5 Decades of Fond Memories
Celebrating 50 years at Virginia Baptist Hospital School of Nursing.
By Cynthia T. Pegram / Media General News Service
 |
CLASS OF 1956 |
They were girls from the bobby socks generation, growing up with Frank Sinatra on the radio and hearing their parents talk about The Great Depression and World War II.
Those were the days when the approved non-homemaker careers for young women were teacher, secretary, and nurse. "The first two didn't interest me," said Ann Wilkinson Johnston, Class of 1956, Virginia Baptist Hospital School of Nursing.
"I always wanted to be a nurse."
Johnston, of Little Rock, Ark., will be among the out-of-towners soon celebrating the 50th anniversary of the nursing class of '56. Nineteen women graduated. In the intervening years, three have died, and the hope is that all 16 remaining will be at the reunion September 9.
The group also hopes that some of the instructors who worked with the Class of '56 will attend, but has not been able to contact them all.

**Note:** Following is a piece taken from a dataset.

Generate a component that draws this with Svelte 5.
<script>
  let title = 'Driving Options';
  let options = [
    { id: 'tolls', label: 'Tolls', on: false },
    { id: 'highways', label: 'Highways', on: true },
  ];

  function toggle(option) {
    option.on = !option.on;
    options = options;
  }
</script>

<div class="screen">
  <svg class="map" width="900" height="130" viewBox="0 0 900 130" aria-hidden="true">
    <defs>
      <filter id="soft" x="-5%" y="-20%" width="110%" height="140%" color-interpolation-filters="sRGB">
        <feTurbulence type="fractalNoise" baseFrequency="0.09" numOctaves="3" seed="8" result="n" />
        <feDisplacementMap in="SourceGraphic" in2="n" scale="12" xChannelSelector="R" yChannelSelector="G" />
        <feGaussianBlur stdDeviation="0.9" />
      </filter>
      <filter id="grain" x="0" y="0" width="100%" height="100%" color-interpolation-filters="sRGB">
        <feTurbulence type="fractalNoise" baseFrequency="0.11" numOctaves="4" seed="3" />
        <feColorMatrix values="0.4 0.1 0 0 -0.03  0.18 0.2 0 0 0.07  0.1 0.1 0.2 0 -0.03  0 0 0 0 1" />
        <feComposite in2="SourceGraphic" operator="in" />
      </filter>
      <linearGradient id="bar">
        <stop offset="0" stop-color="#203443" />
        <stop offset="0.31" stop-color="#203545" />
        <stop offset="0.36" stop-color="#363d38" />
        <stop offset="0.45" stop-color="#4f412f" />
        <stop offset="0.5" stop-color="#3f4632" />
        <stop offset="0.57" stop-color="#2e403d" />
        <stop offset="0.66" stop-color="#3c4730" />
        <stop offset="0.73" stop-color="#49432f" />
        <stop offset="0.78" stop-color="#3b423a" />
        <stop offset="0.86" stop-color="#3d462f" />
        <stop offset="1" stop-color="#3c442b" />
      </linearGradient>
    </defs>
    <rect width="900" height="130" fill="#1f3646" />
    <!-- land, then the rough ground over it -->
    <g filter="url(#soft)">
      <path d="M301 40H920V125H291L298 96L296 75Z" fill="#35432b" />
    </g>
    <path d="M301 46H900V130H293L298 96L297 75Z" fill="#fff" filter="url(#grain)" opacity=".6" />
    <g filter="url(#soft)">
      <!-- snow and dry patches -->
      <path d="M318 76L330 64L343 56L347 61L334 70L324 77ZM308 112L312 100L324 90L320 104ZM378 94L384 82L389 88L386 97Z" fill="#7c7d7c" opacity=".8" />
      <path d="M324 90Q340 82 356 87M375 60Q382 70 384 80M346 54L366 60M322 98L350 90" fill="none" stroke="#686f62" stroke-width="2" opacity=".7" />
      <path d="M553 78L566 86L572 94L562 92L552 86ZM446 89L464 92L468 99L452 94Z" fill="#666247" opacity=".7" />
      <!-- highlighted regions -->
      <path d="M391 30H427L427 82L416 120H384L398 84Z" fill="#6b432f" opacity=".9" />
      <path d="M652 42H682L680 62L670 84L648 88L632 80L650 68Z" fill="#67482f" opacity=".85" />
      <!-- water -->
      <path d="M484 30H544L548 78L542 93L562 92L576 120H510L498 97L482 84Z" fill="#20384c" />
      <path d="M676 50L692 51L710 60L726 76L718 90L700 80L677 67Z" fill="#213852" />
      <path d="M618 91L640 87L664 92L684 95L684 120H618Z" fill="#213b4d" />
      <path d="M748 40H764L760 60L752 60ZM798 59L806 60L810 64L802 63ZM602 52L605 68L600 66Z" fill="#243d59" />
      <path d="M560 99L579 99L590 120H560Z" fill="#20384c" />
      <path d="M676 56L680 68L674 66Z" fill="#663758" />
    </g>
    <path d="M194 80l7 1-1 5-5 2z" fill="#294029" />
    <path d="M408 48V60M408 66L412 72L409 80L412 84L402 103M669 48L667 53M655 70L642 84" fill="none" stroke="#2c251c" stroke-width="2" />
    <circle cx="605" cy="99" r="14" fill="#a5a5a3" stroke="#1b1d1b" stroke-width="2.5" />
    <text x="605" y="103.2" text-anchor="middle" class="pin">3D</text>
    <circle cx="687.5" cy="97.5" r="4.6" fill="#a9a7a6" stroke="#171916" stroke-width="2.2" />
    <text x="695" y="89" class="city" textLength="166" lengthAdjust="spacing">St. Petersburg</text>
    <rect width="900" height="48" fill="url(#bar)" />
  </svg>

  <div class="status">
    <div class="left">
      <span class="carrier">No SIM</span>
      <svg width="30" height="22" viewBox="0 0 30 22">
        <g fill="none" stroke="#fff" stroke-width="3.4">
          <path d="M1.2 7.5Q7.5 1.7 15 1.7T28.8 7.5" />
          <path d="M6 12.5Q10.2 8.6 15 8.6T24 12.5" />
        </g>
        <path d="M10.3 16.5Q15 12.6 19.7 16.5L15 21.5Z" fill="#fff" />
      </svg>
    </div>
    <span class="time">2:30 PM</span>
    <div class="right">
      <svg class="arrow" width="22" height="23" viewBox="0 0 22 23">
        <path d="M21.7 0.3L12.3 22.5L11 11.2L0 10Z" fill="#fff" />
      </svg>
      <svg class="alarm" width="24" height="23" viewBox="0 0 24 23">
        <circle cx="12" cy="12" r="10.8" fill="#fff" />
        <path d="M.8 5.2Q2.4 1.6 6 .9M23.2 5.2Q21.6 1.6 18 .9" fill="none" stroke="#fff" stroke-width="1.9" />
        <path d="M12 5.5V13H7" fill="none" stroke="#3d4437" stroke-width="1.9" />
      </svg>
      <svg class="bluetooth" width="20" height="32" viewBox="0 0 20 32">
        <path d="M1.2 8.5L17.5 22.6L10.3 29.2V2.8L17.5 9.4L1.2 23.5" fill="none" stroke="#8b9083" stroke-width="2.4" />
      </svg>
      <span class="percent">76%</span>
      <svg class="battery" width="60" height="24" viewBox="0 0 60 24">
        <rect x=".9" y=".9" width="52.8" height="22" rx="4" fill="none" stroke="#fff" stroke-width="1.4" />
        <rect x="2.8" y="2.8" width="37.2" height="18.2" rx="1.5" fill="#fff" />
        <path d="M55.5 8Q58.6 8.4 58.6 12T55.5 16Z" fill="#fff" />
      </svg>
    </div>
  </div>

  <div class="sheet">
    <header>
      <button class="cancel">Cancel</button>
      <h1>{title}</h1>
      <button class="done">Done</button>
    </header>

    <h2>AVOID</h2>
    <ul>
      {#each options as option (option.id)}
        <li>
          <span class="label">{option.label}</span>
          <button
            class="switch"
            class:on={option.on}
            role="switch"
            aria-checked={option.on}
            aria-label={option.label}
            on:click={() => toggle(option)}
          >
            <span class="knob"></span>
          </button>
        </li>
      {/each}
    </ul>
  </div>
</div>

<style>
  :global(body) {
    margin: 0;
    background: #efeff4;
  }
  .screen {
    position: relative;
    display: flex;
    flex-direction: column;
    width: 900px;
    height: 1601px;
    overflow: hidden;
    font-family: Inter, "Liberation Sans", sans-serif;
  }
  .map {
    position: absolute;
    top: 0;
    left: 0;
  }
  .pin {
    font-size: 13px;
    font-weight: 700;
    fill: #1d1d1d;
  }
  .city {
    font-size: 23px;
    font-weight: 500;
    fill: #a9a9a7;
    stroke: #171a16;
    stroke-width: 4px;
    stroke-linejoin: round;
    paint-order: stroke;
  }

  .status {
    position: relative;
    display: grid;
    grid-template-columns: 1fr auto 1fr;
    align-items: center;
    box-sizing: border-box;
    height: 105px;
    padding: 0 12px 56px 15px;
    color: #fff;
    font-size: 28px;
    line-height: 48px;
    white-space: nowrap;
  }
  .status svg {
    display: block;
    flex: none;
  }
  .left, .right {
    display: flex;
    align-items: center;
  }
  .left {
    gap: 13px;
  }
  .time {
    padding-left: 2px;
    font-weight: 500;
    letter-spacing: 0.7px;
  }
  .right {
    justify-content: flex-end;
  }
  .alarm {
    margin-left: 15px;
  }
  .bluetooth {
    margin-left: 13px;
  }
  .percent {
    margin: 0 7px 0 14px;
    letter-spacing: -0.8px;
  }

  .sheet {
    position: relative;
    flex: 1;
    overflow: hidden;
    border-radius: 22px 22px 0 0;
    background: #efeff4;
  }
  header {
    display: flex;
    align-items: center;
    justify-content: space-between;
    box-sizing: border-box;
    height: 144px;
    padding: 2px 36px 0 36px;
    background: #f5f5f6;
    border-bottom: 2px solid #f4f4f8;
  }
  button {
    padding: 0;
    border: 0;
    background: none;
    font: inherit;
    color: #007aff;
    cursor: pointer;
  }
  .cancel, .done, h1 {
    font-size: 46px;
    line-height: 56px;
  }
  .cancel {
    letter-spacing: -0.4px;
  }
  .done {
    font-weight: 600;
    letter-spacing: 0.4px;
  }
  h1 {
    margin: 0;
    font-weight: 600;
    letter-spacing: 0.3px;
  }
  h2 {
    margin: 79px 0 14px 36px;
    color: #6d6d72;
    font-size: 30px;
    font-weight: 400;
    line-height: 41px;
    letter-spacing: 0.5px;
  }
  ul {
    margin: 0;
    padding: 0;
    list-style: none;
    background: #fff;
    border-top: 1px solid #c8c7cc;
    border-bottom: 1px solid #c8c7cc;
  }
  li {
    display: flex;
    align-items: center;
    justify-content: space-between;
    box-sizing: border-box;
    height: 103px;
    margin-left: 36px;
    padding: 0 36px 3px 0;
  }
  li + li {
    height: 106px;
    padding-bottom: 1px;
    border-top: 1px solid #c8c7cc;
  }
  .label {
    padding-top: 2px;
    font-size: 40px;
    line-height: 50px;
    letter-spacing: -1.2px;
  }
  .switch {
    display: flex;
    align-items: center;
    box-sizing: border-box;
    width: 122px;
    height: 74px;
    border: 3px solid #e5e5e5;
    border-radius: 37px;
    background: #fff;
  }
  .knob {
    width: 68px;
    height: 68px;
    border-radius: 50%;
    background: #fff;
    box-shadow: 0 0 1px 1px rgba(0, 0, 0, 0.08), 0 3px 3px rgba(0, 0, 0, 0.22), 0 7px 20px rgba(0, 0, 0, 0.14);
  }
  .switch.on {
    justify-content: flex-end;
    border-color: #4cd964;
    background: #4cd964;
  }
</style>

Virginia Baptist Hospital School of Nursing was in operation from 1924 through 1982, said Kim Price, RN and president of the school's alumnae association. The school has more than 1,000 graduates.
The Class of '56 created the "White Caps" yearbook and formed a Baptist Student Union. They wore blue-and white-striped dresses with white collar and cuffs, and white apron. As graduates, they entered the professional world during the era when nurses wore white uniforms, caps and school pins, white hose and white shoes.

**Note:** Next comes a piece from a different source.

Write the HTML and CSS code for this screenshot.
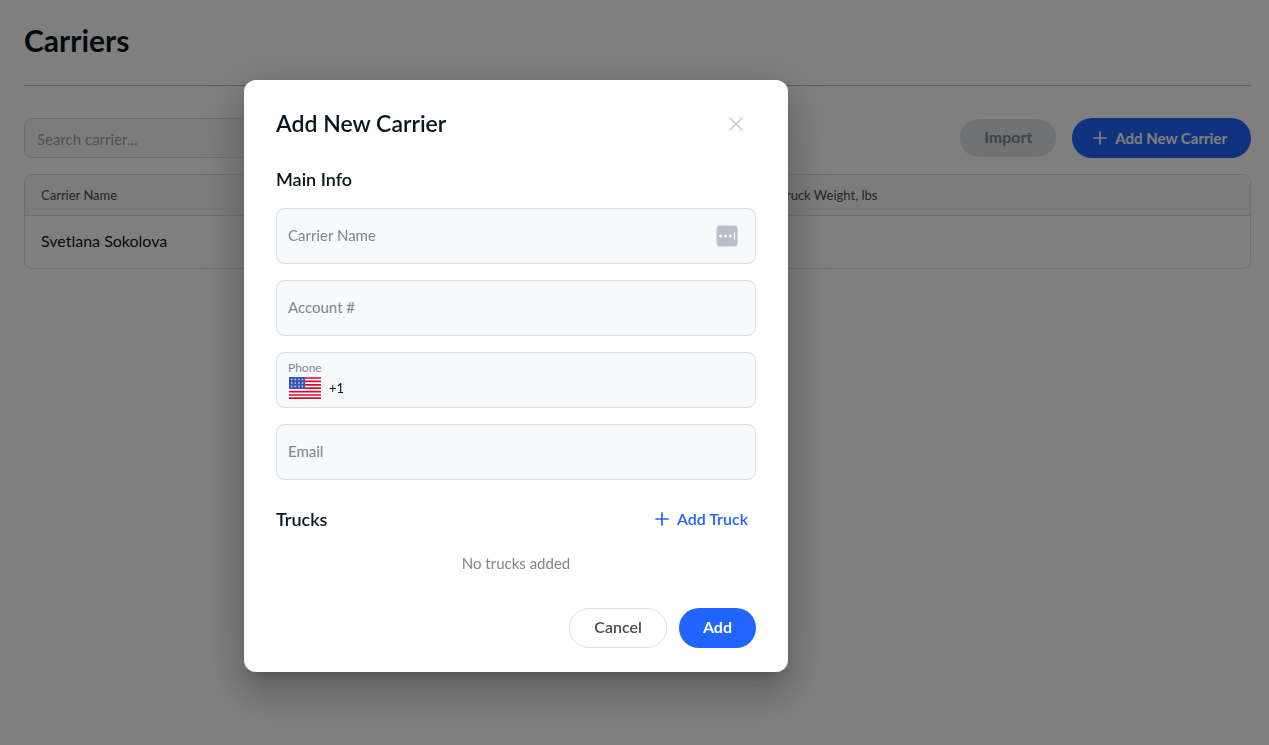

Graduation day was September 10, 1956.
Joan Collins of Scottsville is helping organize the 50th anniversary event. Collins went to Mary Washington College before she attended nursing school at Virginia Baptist.
Her reason was simple - she had always wanted to be a nurse, and felt called to missionary work. But the Baptist Foreign Mission recommended that missionaries have a college education.

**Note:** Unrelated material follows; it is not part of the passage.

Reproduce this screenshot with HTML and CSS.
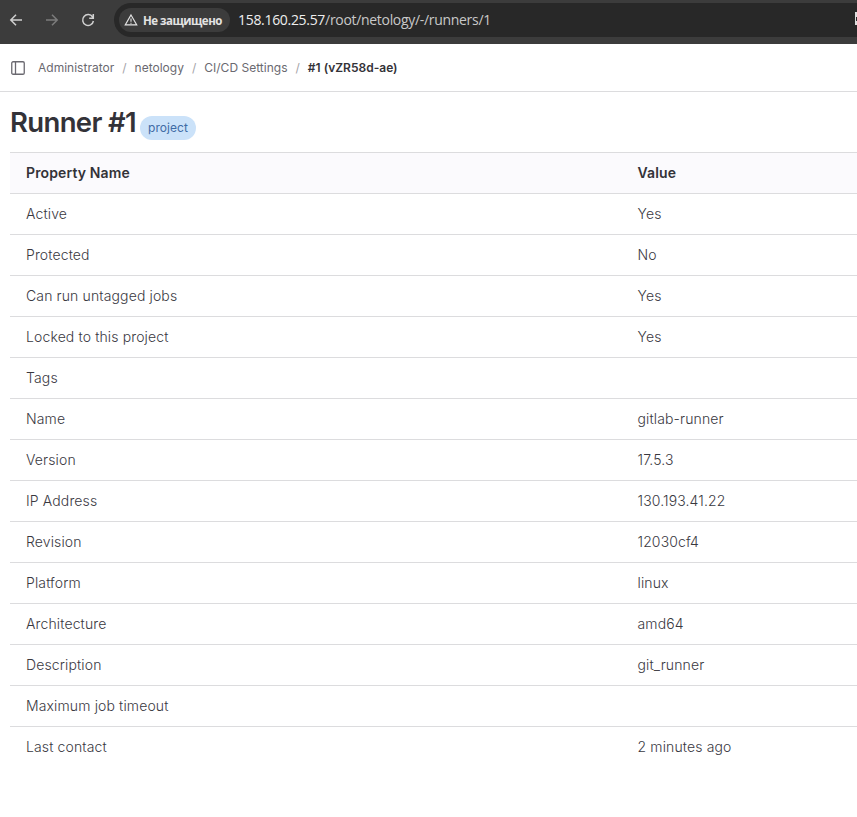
FILE: index.html
```html
<!DOCTYPE html>
<html lang="en">
<head>
<meta charset="utf-8">
<title>Runner #1</title>
<link rel="stylesheet" href="styles.css">
</head>
<body>
<header class="browser">
  <svg class="nav-icon" viewBox="0 0 16 16"><path d="M14 8H3M8 2.8 2.8 8 8 13.2"/></svg>
  <svg class="nav-icon disabled" viewBox="0 0 16 16"><path d="M2 8h11M8 2.8 13.2 8 8 13.2"/></svg>
  <svg class="nav-icon" viewBox="0 0 16 16"><path d="M12.6 5A5.4 5.4 0 1 0 13.4 9M13.3 2v4.2H9.2"/></svg>
  <div class="address">
    <span class="security"><svg class="warn" viewBox="0 0 16 16"><path d="M8 2.2 14.6 13.6H1.4ZM8 6.3v3.6M8 11v1.4"/></svg>Не защищено</span>
    <span class="url">158.160.25.57<span class="path">/root/netology/-/runners/1</span></span>
    <span class="edge"></span>
  </div>
</header>
<nav class="crumbs">
  <svg class="sidebar-icon" viewBox="0 0 16 16"><rect x="1.75" y="1.75" width="12.5" height="12.5" rx="1.3"/><path d="M5.5 2v12"/></svg>
  <a>Administrator</a><i>/</i><a>netology</a><i>/</i><a>CI/CD Settings</a><i>/</i><b>#1 (vZR58d-ae)</b>
</nav>
<main>
  <div class="title"><h1>Runner #1</h1><span class="badge">project</span></div>
  <table>
    <thead><tr><th class="name">Property Name</th><th>Value</th></tr></thead>
    <tbody>
      <tr><td>Active</td><td>Yes</td></tr>
      <tr><td>Protected</td><td>No</td></tr>
      <tr><td>Can run untagged jobs</td><td>Yes</td></tr>
      <tr><td>Locked to this project</td><td>Yes</td></tr>
      <tr><td>Tags</td><td></td></tr>
      <tr><td>Name</td><td>gitlab-runner</td></tr>
      <tr><td>Version</td><td>17.5.3</td></tr>
      <tr><td>IP Address</td><td>130.193.41.22</td></tr>
      <tr><td>Revision</td><td>12030cf4</td></tr>
      <tr><td>Platform</td><td>linux</td></tr>
      <tr><td>Architecture</td><td>amd64</td></tr>
      <tr><td>Description</td><td>git_runner</td></tr>
      <tr><td>Maximum job timeout</td><td></td></tr>
      <tr><td>Last contact</td><td>2 minutes ago</td></tr>
    </tbody>
  </table>
</main>
</body>
</html>
```
FILE: styles.css
```css
* { box-sizing: border-box; }
body { margin: 0; background: #fff; color: #333238; font: 14px/20px Inter, sans-serif; }
svg { fill: none; stroke: currentColor; flex: none; }
.browser { height: 44px; padding: 0 0 4px 8px; background: #3c3c3c; display: flex; align-items: center; color: #d0d0d0; }
.nav-icon { width: 16px; height: 16px; margin-right: 20px; stroke-width: 1.5; }
.nav-icon.disabled { color: #7c7c7c; }
.address { flex: 1; height: 34px; margin-left: -2px; padding-left: 5px; border-radius: 17px 0 0 17px; background: #282828; display: flex; align-items: center; }
.security { height: 24px; width: 111px; padding-left: 5px; border-radius: 12px; background: #3c3c3c; display: flex; align-items: center; gap: 5px; font: 700 11.5px "Open Sans", sans-serif; letter-spacing: -0.5px; white-space: nowrap; color: #e3e3e3; }
.warn { width: 14px; height: 14px; stroke-width: 1.3; }
.url { margin-left: 8px; font: 14px/20px "Open Sans", sans-serif; letter-spacing: -0.31px; color: #eee; }
.path { color: #c8c8c8; }
.edge { width: 2px; height: 13px; margin: -3px 0 0 auto; border: solid #ddd; border-width: 5px 0 4px 1px; }
.crumbs { height: 48px; padding-left: 10px; border-bottom: 1px solid #dcdcde; display: flex; align-items: center; font-size: 12px; letter-spacing: 0.01px; color: #6a6970; }
.sidebar-icon { width: 16px; height: 16px; margin-right: 12px; stroke-width: 1.3; }
.crumbs i { font-style: normal; margin: 0 8px; color: #a4a3a8; }
.crumbs b { font-weight: 600; color: #333238; }
main { padding-left: 10px; }
.title { height: 60px; display: flex; align-items: flex-start; }
h1 { margin: 12px 4px 0 0; font-size: 27.5px; line-height: 36px; letter-spacing: -0.65px; font-weight: 580; white-space: nowrap; }
.badge { margin-top: 24px; height: 24px; padding: 2px 8px; border-radius: 12px; background: #cbe2f9; color: #3f6ba5; font-size: 12px; letter-spacing: 0.05px; }
table { width: 100%; border-collapse: collapse; table-layout: fixed; }
th, td { height: 41px; padding: 0 15.5px; text-align: left; border-top: 1px solid #dcdcde; }
td { color: #3a393f; font-weight: 350; letter-spacing: 0.13px; }
th:first-child, td:first-child { padding-left: 16px; }
th { background: #fbfafd; font-weight: 600; letter-spacing: 0.13px; }
.name { width: 612px; }
```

Nursing student life began in 1953, with Collins and her classmates studying the nursing arts, nursing science, chemis-try, obstetrics, and medical-surgical nursing.
"We had to pay for uniforms and books. We worked for the hospital and they gave us an education," said Collins.
 |
Above: Joan Collins
Below: Ann Wilkinson Johnston |
 |
They lived in the nurses' dormitory at the hospital and worked split eight-hour shifts, usually 7 to 11 a.m. and 3 to 7 p.m. Their daily lives were enfolded by their work.
As an educational format, "it was a very excellent way. None of us have had any difficulty moving on," said Collins.
On graduation, Collins worked for a few years then left for what was then Tanganyika in East Africa, where she spent four years supervising and working in a missionary hospital there.
Collins was the only trained nurse in a staff of 40 in the 120-bed tuberculosis hospital, but she was prepared for it.
"Virginia Baptist Hospital taught you to do just about everything nurses do, in those days," said Collins. "I took my notes and textbooks."
Collins was to return to the U.S., get a master's degree and teach nursing in Pennsylvania. She also worked as a public health nurse and drew on her earlier education.
"I used some of the things taught at Virginia Baptist Hospital in home care," she said.
Ann Wilkinson Johnston also used her nursing skills across her lifetime.
She had grown up in Arlington, where her family was very active in a Baptist church, and Virginia Baptist Hospital seemed a natural choice.
When Johnston saw the Lynchburg setting, "I thought it was a beautiful place, exactly where I wanted to be."
First-year students lived in the oldest part of the building for a year, and then moved to the newer dormitory.
After six months, students got their caps.
Twenty-three girls had entered the class, said Johnston. One left after a year, but the others, within a matter of months.
The students had a good rapport with the faculty, she said. "There was natural fear, and admiration... some had some quirks, but we dealt with it."
Their education was "good hands-on patient care. There were only RNs and students," she said. "We were paid a small stipend because we were a hospital staff."
The students had a three-month rotation to a pediatric hospital in Philadelphia. For psychiatric nursing training, they could go to a hospital in Wilmington, DE or Washington, D.C.
Johnston recalled being part of a group of about six students who trained at a children's hospital in Philadelphia, where they lived and worked. A month after graduation, they had to take the State Board of Nursing exam to become a registered nurse.
Johnston was just about 21 years old when she graduated from Virginia Baptist.
She had gained "the confidence to make decisions, to assess a situation, to know when you could handle it and when you needed additional help."
She married and moved to Little Rock, where she worked in outpatient orthopedics and urology at The University of Arkansas Medical Science Campus.
Later, her nursing training gave her great confidence as a parent, said Johnston.
The mother of three grown children - one is a family practice physician - Johnston now works part time in a doctor's office.
Collins retired about 10 years ago. Nursing has changed in many ways, she said, but most of all in the bedside care. Now other attendants do many of the bedside nurse's former patient care duties.
In 1956, "there was nobody but us," said Collins.